In anuttarayoga tantra, the level of tantra that has this type of practice, we have two approaches here; father tantra and mother tantra, it’s called. With father tantra, we work on dissolving the grosser levels of energy-wind and consciousness through very difficult, sophisticated yoga practices; and, once we get to the clear light mind, then we apply the understanding of self-voidness that we have practiced for eons beforehand. Or, in mother tantra, we start with an understanding of self-voidness in our meditation, and then work on getting that mind more and more subtle, so that when we actually get to the clear light mind, it has this understanding of voidness – because the whole process is done with focus on voidness. Don’t think, though, that in the father tantra method you don’t have any understanding of voidness. Any tantra practice is done within the context of the understanding of voidness; it’s a matter of what your focus is and how you actually practice the meditation. So this is how we actually make the clear light mind have this understanding of self-voidness. And, within that context, we actually manifest the clear light mind through efforts of dissolving the grosser levels of mind and energy.

Now in the dzogchen systems, although we have done a lot of practice beforehand of working with the energies, and so on, the subtle energies, and dissolving them, so that our energy system is, in a sense, “greased” – it will work very easily to get to more subtle levels – nevertheless, when we’re actually doing the dzogchen meditation, we don’t work on consciously trying to get the grosser levels of mind and energy to dissolve. In the dzogchen practice, we’re not trying to manifest the clear light mind; we’re trying to manifest rigpa. I have to say that a little bit more precisely: not just general clear light mind with the not understanding of voidness and so on, but rigpa. Rigpa by nature is free of all these habits of grasping for impossible existence, etc., and it has as its characteristic this full understanding of voidness; that’s called “primal purity” (ka-dag) in the jargon of dzogchen.

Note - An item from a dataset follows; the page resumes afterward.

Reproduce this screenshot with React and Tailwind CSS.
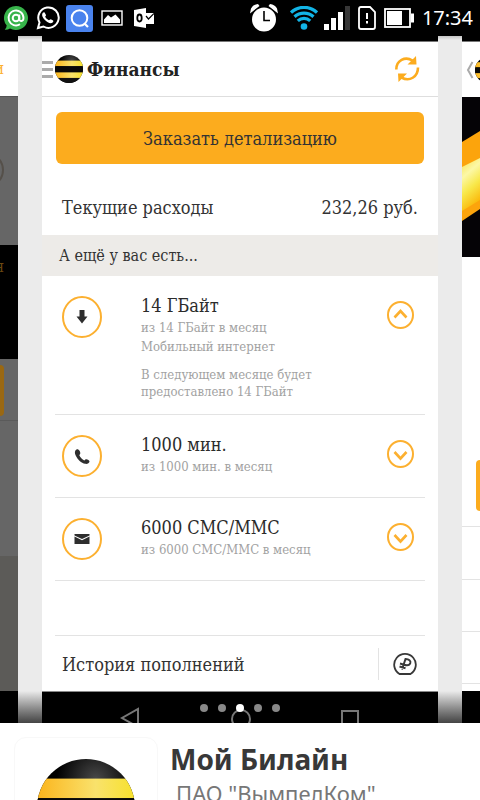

In dzogchen, then, the method that we use is usually translated as “recognize the mind itself”; “ recognize rigpa.” But, as we saw yesterday, the Western word “recognize” implies that you knew it before, and you remember it, and then you recognize it again. So it’s not that connotation, but ngoshey (ngo-shes), – “to know the face,” literally; so to know it for what it is. It’s not that you’r e remembering it and recognize it. That’s how we manifest this rigpa, this pure awareness – is by just knowing it for what it is. Now the question is, of course: How do you do that?

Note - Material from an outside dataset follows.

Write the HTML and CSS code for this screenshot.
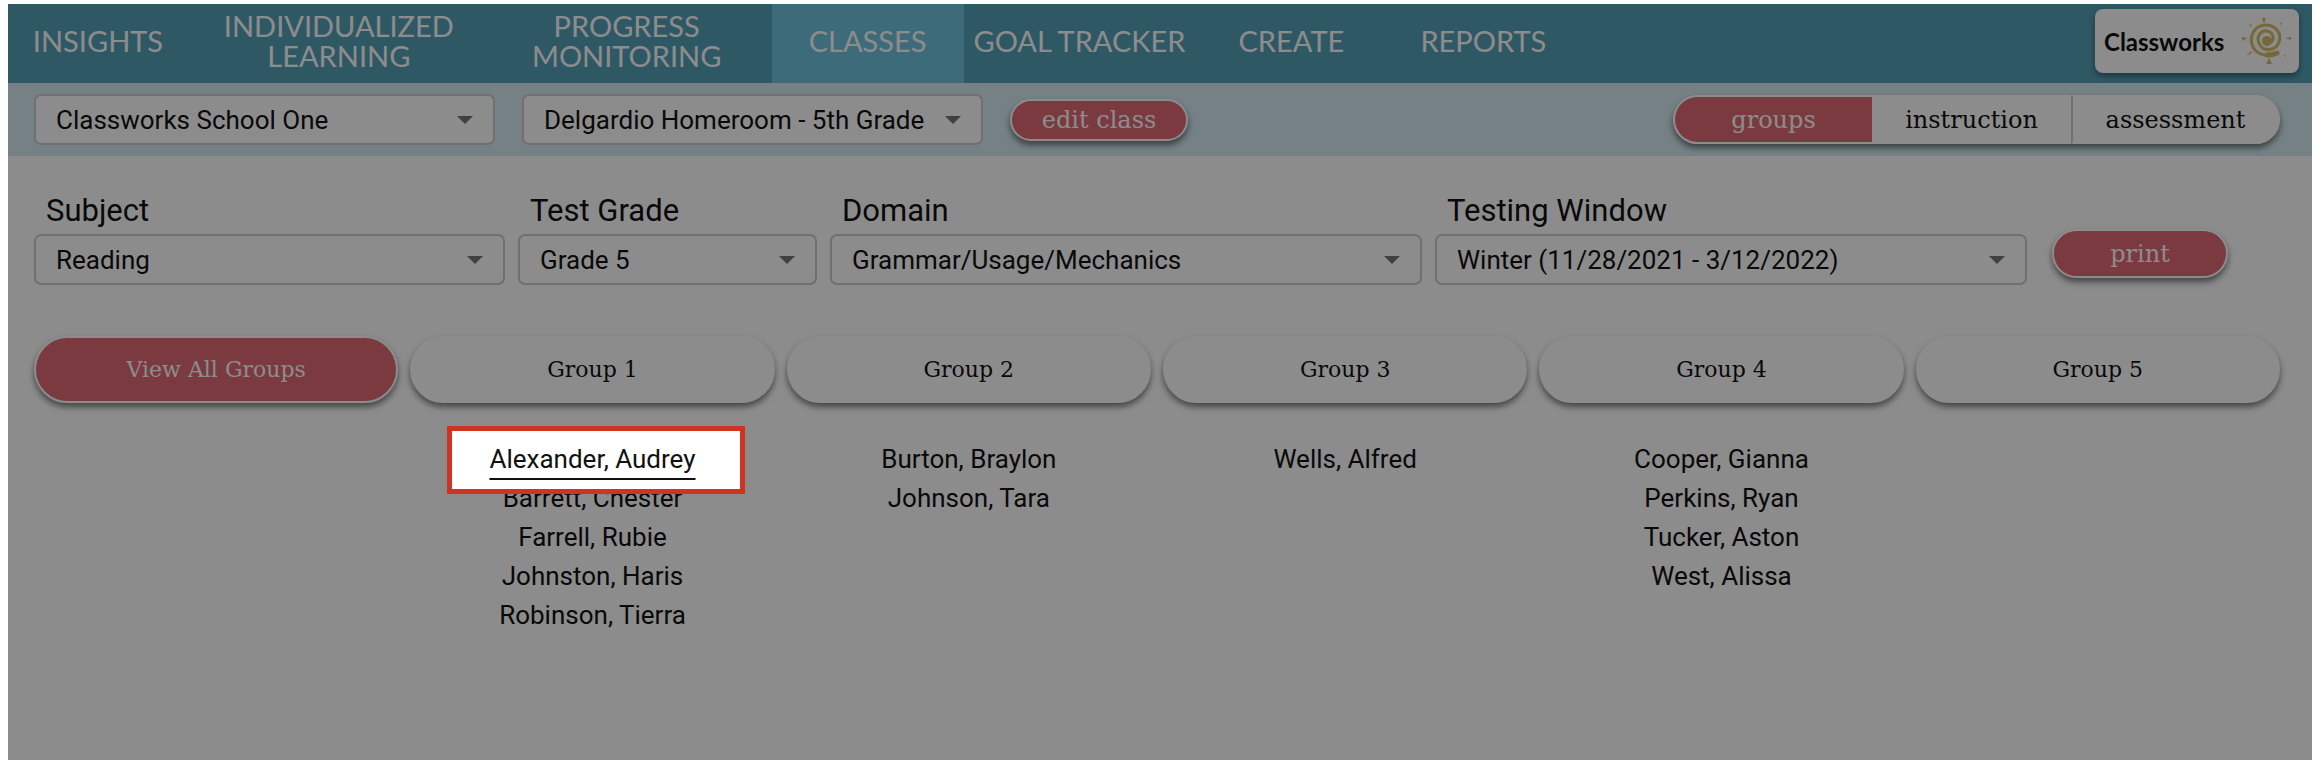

Please don’t confuse Buddhism with the Abrahamic traditions of Judaism, Christianity, and Islam. It’s not that originally we were in the Garden of Eden and we had rigpa with the pure understanding of voidness, and then we fell from grace, and now we have to recognize again what we had at the beginning. That is not Buddhism, please. Many people make that mistake unconsciously. When we have these terms “pure from the beginning,” it doesn’t mean literally there was a beginning when we were pure. “Beginning” here means the basis; the foundation.

Now how do we come to know – for rigpa – to know its own face? That’s the terminology that’s used: “ to know its own face.” Well, this is on the basis of – the usual terminology is being “introduced” to it by your spiritual teacher. So, Sasha, here’s your pure mind. Pure mind, here’s Sasha.

Sasha: Nice to meet you.

Introduced. “Introduced” means – now, again, terminology: ngotro (ngo-sprod); it is “to help the person to meet their own face.” That’s literally the term.

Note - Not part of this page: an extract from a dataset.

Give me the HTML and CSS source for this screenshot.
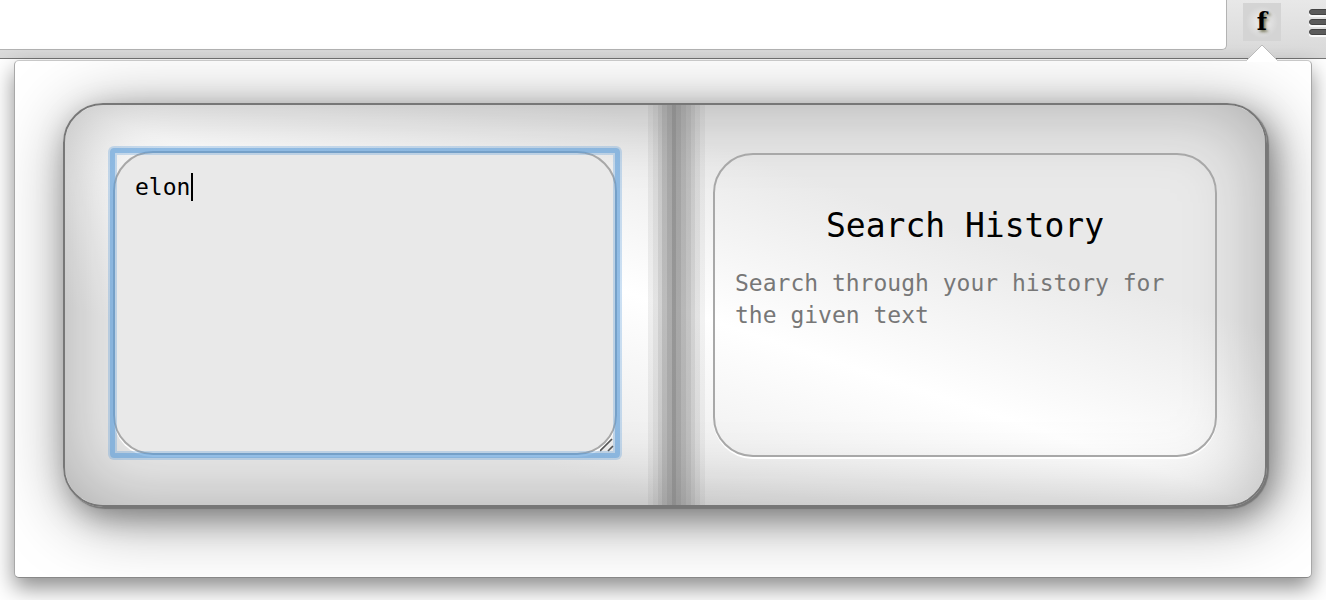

So now we go back to what we were discussing in the very first lecture here, which is that through the influence of a teacher, of a properly qualified spiritual teacher, and our healthy relation with the spiritual teacher, we have a tremendous amount of inspiration. This is based on being very, very open-minded to being able to actually see our nature, the nature of pure awareness. And, as we discussed, how do we become receptive and open-minded? It is by building up the two enlightenment-building networks – the two collections – so, positive force and deep awareness.

All the dzogchen systems – there is big emphasis on doing ngondro (sngon-’gro, preliminary practices). Doing the common ones – so, thinking in terms of precious human rebirth, death and impermanence, etc. (the basic lam-rim topics) – and the special uncommon preliminaries – prostration and so on – all that builds up a tremendous amount of positive force. And for building up a tremendous network of deep awareness of voidness, self-voidness, doing a lot of meditation based on the Indian Madhyamaka texts. There is no way to avoid that. The way that it is described is that you just come to meet the face of rigpa – to know the face of rigpa – and automatically it has this deep awareness of its own nature; its self-voidness. But actually what is happening is the understanding of self-voidness, that’s this network of deep awareness and the network of positive force – and this is how they describe it – that is what causes the obscurations to go away, so that you are left with the rigpa with the full understanding of self-voidness of its own nature.

So – this is how it’s explained – you have to make effort to make the clear light mind have the understanding of self-voidness. That’s New Tantra. Or do all those practices. Actually, rather than explaining that it makes the clear light mind have the understanding of voidness, it makes the obscurations go away, so that what you are left with, of course, as a result of the understanding of voidness beforehand, is rig-pa (that’s a subcategory of clear light mind that does have the understanding of voidness). So, in the end, it’s the same thing; it’s just a matter of how you approach it in meditation and how you explain it. In the end, what we need is the clear light mind with the full understanding of voidness, regardless of what method of meditation and what conceptualization system we use to explain what’s going on. That’s what we need in the end – clear light mind with the full understanding of self-voidness (clear light mind being other-voidness).

Now please don’t get confused here and think that self-voidness is a type of meditation that you do in the New Tantra systems and other-voidness is the type of meditation that you do in dzogchen. Because we can use either the self-voidness or the other-voidness approach, both of them, in the New Tantra tradition of working with the energies and levels of mind to dissolve them. Or also there is a self-voidness and other-voidness approach to dzogchen, in terms of working with this pure awareness without having to – with effort, at the time of manifesting rigpa – cause the grosser levels to dissolve. But we will get into a further discussion of that in this afternoon’s session.

So let’s end with a short dedication. Whatever positive force, whatever understanding has come from this, may it go deeper and deeper and act as a cause to reach enlightenment for the benefit of all.